The witness to this, in a letter to A. G. Hodges of April, 1864, is most explicit and unimpeachable. This letter is a transcript of a verbal conversation, is written by request, and is designed distinctly to make the testimony of his mortal lips everywhere accessible and permanent. Its major portion aims to give his former spoken words a simple repetition. Then he says:—"I add a word which was not in the verbal conversation." And upon this he appends a paragraph, as of something he could not restrain, the while he was conscious perfectly that what he was about to write was certain to be published and preserved among all men.
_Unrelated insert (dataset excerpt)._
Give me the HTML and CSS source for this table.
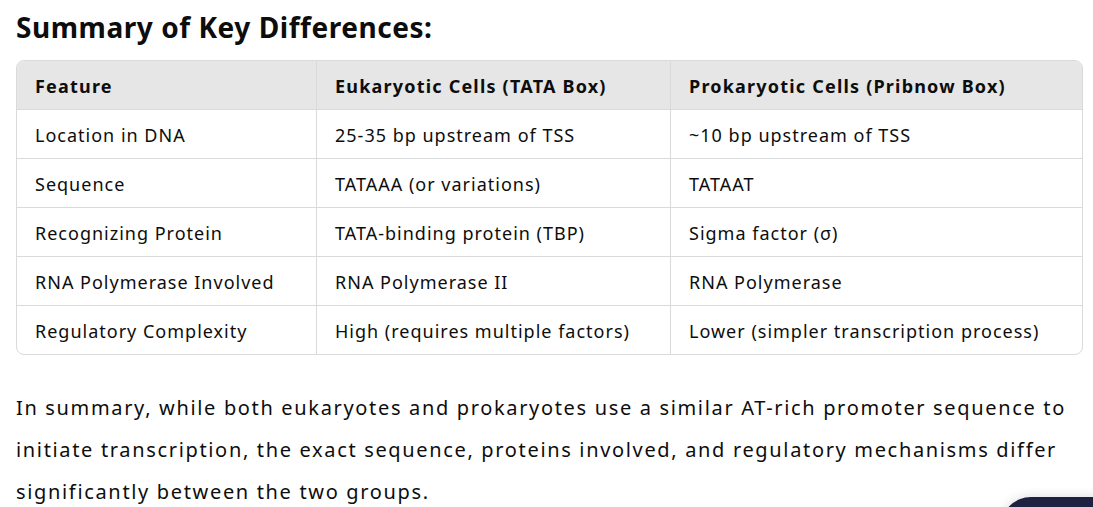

In this letter, so doubly, so explicitly deliberate, he is defending his decree for unshackling the slave, by the plea, that only so could the Union be preserved. In the appended paragraph, he disclaims all compliment to his own sagacity, and accredits all direction and deliverance of the Nation's life, in that dark mortal crisis, to the hidden, reverend government of a kind and righteous God.

If any man desires to probe and understand the thoughtfulness of Lincoln's piety, let him place this doubly-pondered document and the last inaugural side by side, remembering discerningly the date of each, detecting how each conveys Lincoln's well-digested judgment of unparalleled events, and not forgetting that Lincoln foresaw how both those documents would be reviewed in generations to come. Here are signs assuredly that Lincoln's lowliness and reverence, his prayerfulness and trust, his steadfastness and gratitude towards God had been balanced and illumined beneath the livelong cogitations of an even, piercing eye. Pursuing and comparing every way the tangled, complex facts of history; the endless strifes of men; the broken lights in minds most sage; and the awful evidence, as the centuries evolve, that greed and scorn and hate and falsity lead to woe; his patient mind grows poised and clear in faith that a good and righteous God is sovereign eternally. The truth he grasped transcended centuries. His grasping faith transcends change.

But Lincoln's piety was not alone deep-rooted and deliberate, the ripened growth of mixed and manifold experience. It was heroic. It was the mainspring and the inspiration of a splendid bravery. This is finely shown in the early autumn of 1864. On September 4 of that year he wrote a letter to Mrs. Gurney, a Quakeress. This letter bears a most curious and intimate resemblance to the central substance of the last inaugural. It witnesses to his earnest research after the hidden ways of God.

Within this search he sees some settled certainties. He sees that he and all men are prone to fail, when they strive to perceive what God intends. Into such an error touching the period of the war all had fallen. God's rule had overborne men's hopes. God's wisdom and men's error therein would yet be acknowledged by all. Men, though prone to err, if they but earnestly work and humbly trust in deference to God, will therein still conduce to God's great ends. So with the war. It was a commotion transcending any power of men to make or stay. But in God's design it contained some noble boon. And then he closes, as he began, with a tender intimation of his reverent trust in prayer. The whole is comprehended within this single central sentence, a sentence which involves and comprehends as well the total measure of the last inaugural:—"The purposes of the Almighty are perfect, and must prevail, though we erring mortals may fail to accurately perceive them in advance."